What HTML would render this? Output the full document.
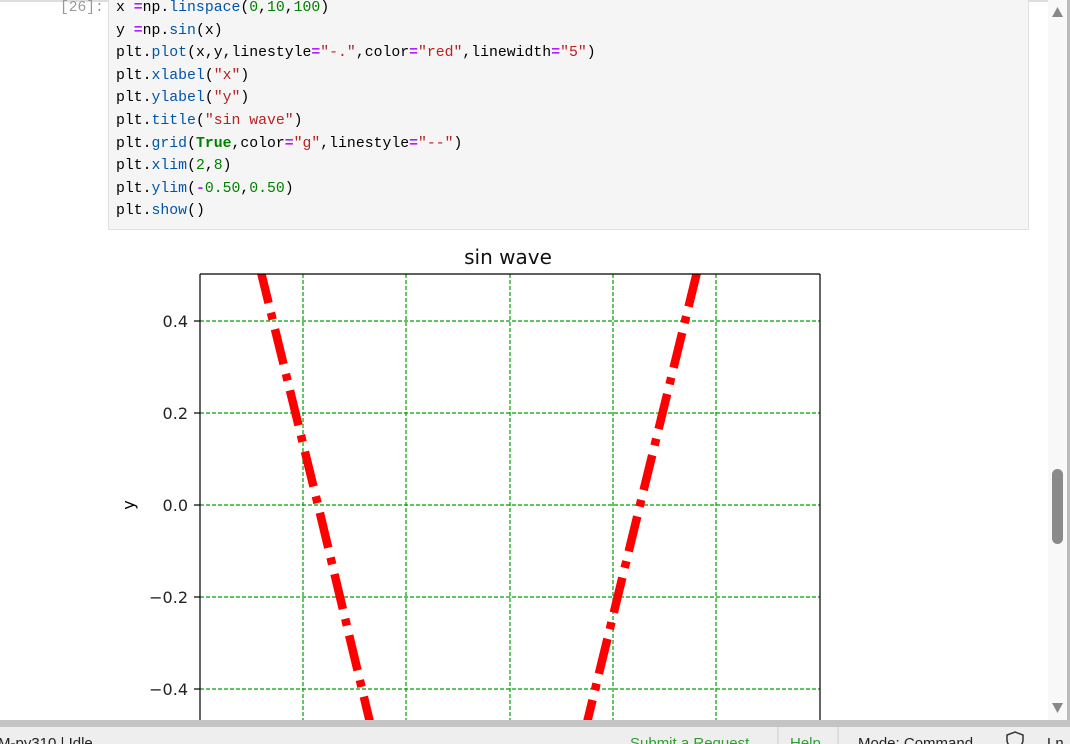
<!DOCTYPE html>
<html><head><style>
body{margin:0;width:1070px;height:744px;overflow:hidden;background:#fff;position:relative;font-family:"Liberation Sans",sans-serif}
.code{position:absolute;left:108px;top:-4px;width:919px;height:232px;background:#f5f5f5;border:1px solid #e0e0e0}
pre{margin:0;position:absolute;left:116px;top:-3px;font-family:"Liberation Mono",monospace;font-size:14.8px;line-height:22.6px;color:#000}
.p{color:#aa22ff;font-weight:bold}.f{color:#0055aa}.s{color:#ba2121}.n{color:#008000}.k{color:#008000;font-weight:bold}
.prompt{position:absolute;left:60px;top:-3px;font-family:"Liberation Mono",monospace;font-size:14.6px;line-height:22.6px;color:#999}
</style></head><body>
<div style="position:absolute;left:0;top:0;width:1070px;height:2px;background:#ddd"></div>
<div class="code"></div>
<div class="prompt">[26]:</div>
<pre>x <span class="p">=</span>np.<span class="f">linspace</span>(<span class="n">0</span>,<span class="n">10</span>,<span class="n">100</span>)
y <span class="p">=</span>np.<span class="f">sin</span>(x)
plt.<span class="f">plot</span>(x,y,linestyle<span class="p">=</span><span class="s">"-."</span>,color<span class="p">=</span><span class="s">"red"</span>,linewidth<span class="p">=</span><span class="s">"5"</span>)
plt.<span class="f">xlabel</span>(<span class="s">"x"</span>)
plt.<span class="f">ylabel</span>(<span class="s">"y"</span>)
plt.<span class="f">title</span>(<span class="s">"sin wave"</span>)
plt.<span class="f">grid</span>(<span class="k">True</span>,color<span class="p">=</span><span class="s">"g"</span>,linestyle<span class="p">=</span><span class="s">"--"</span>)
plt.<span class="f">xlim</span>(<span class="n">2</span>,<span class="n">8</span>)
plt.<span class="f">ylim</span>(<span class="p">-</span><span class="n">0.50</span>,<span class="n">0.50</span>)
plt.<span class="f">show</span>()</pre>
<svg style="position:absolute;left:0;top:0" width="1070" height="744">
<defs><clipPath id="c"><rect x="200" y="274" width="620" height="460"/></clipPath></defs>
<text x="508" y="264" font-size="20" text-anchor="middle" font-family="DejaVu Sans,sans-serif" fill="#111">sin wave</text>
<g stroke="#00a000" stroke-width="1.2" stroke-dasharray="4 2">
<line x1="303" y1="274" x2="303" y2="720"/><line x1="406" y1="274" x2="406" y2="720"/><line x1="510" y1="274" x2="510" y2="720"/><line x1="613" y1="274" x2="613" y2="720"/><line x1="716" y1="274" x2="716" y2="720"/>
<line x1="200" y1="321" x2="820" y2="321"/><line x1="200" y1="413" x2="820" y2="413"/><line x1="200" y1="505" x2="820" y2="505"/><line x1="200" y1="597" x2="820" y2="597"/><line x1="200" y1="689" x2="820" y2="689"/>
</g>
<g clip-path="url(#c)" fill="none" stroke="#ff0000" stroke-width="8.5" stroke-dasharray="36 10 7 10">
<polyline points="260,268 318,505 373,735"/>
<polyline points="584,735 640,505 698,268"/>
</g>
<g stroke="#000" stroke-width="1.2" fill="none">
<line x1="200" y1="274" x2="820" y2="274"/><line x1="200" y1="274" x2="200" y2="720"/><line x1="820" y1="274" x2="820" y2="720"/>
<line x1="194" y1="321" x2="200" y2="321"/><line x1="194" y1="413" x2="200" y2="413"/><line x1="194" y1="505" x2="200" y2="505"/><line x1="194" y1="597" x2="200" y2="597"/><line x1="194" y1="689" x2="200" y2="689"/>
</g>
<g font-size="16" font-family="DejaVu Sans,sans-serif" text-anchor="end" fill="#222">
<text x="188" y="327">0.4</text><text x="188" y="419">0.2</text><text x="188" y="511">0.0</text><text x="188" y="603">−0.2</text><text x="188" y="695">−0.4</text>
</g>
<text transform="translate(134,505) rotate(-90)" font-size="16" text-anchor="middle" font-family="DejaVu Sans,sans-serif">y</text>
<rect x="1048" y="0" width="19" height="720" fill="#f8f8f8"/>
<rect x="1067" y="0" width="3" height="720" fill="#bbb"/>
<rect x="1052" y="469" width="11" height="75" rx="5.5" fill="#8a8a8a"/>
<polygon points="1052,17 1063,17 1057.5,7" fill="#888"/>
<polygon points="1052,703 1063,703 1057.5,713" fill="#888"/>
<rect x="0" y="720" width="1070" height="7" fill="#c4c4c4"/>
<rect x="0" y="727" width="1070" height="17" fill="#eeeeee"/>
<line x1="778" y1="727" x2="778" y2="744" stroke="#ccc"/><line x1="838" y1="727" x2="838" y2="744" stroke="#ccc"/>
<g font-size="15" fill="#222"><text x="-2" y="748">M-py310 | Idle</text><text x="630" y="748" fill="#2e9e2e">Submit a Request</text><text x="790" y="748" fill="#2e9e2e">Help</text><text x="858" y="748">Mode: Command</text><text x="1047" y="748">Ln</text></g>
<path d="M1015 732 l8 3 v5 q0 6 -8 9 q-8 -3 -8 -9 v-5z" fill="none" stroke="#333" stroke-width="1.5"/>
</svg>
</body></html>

GIVEN REQUEST: Copy out all the data without changing anything, and drop the pictures.

SOLVED PROBLEM:
What HTML would render this? Output the full document.
<!DOCTYPE html>
<html><head><style>
body{margin:0;width:1070px;height:744px;overflow:hidden;background:#fff;position:relative;font-family:"Liberation Sans",sans-serif}
.code{position:absolute;left:108px;top:-4px;width:919px;height:232px;background:#f5f5f5;border:1px solid #e0e0e0}
pre{margin:0;position:absolute;left:116px;top:-3px;font-family:"Liberation Mono",monospace;font-size:14.8px;line-height:22.6px;color:#000}
.p{color:#aa22ff;font-weight:bold}.f{color:#0055aa}.s{color:#ba2121}.n{color:#008000}.k{color:#008000;font-weight:bold}
.prompt{position:absolute;left:60px;top:-3px;font-family:"Liberation Mono",monospace;font-size:14.6px;line-height:22.6px;color:#999}
</style></head><body>
<div style="position:absolute;left:0;top:0;width:1070px;height:2px;background:#ddd"></div>
<div class="code"></div>
<div class="prompt">[26]:</div>
<pre>x <span class="p">=</span>np.<span class="f">linspace</span>(<span class="n">0</span>,<span class="n">10</span>,<span class="n">100</span>)
y <span class="p">=</span>np.<span class="f">sin</span>(x)
plt.<span class="f">plot</span>(x,y,linestyle<span class="p">=</span><span class="s">"-."</span>,color<span class="p">=</span><span class="s">"red"</span>,linewidth<span class="p">=</span><span class="s">"5"</span>)
plt.<span class="f">xlabel</span>(<span class="s">"x"</span>)
plt.<span class="f">ylabel</span>(<span class="s">"y"</span>)
plt.<span class="f">title</span>(<span class="s">"sin wave"</span>)
plt.<span class="f">grid</span>(<span class="k">True</span>,color<span class="p">=</span><span class="s">"g"</span>,linestyle<span class="p">=</span><span class="s">"--"</span>)
plt.<span class="f">xlim</span>(<span class="n">2</span>,<span class="n">8</span>)
plt.<span class="f">ylim</span>(<span class="p">-</span><span class="n">0.50</span>,<span class="n">0.50</span>)
plt.<span class="f">show</span>()</pre>
<svg style="position:absolute;left:0;top:0" width="1070" height="744">
<defs><clipPath id="c"><rect x="200" y="274" width="620" height="460"/></clipPath></defs>
<text x="508" y="264" font-size="20" text-anchor="middle" font-family="DejaVu Sans,sans-serif" fill="#111">sin wave</text>
<g stroke="#00a000" stroke-width="1.2" stroke-dasharray="4 2">
<line x1="303" y1="274" x2="303" y2="720"/><line x1="406" y1="274" x2="406" y2="720"/><line x1="510" y1="274" x2="510" y2="720"/><line x1="613" y1="274" x2="613" y2="720"/><line x1="716" y1="274" x2="716" y2="720"/>
<line x1="200" y1="321" x2="820" y2="321"/><line x1="200" y1="413" x2="820" y2="413"/><line x1="200" y1="505" x2="820" y2="505"/><line x1="200" y1="597" x2="820" y2="597"/><line x1="200" y1="689" x2="820" y2="689"/>
</g>
<g clip-path="url(#c)" fill="none" stroke="#ff0000" stroke-width="8.5" stroke-dasharray="36 10 7 10">
<polyline points="260,268 318,505 373,735"/>
<polyline points="584,735 640,505 698,268"/>
</g>
<g stroke="#000" stroke-width="1.2" fill="none">
<line x1="200" y1="274" x2="820" y2="274"/><line x1="200" y1="274" x2="200" y2="720"/><line x1="820" y1="274" x2="820" y2="720"/>
<line x1="194" y1="321" x2="200" y2="321"/><line x1="194" y1="413" x2="200" y2="413"/><line x1="194" y1="505" x2="200" y2="505"/><line x1="194" y1="597" x2="200" y2="597"/><line x1="194" y1="689" x2="200" y2="689"/>
</g>
<g font-size="16" font-family="DejaVu Sans,sans-serif" text-anchor="end" fill="#222">
<text x="188" y="327">0.4</text><text x="188" y="419">0.2</text><text x="188" y="511">0.0</text><text x="188" y="603">−0.2</text><text x="188" y="695">−0.4</text>
</g>
<text transform="translate(134,505) rotate(-90)" font-size="16" text-anchor="middle" font-family="DejaVu Sans,sans-serif">y</text>
<rect x="1048" y="0" width="19" height="720" fill="#f8f8f8"/>
<rect x="1067" y="0" width="3" height="720" fill="#bbb"/>
<rect x="1052" y="469" width="11" height="75" rx="5.5" fill="#8a8a8a"/>
<polygon points="1052,17 1063,17 1057.5,7" fill="#888"/>
<polygon points="1052,703 1063,703 1057.5,713" fill="#888"/>
<rect x="0" y="720" width="1070" height="7" fill="#c4c4c4"/>
<rect x="0" y="727" width="1070" height="17" fill="#eeeeee"/>
<line x1="778" y1="727" x2="778" y2="744" stroke="#ccc"/><line x1="838" y1="727" x2="838" y2="744" stroke="#ccc"/>
<g font-size="15" fill="#222"><text x="-2" y="748">M-py310 | Idle</text><text x="630" y="748" fill="#2e9e2e">Submit a Request</text><text x="790" y="748" fill="#2e9e2e">Help</text><text x="858" y="748">Mode: Command</text><text x="1047" y="748">Ln</text></g>
<path d="M1015 732 l8 3 v5 q0 6 -8 9 q-8 -3 -8 -9 v-5z" fill="none" stroke="#333" stroke-width="1.5"/>
</svg>
</body></html>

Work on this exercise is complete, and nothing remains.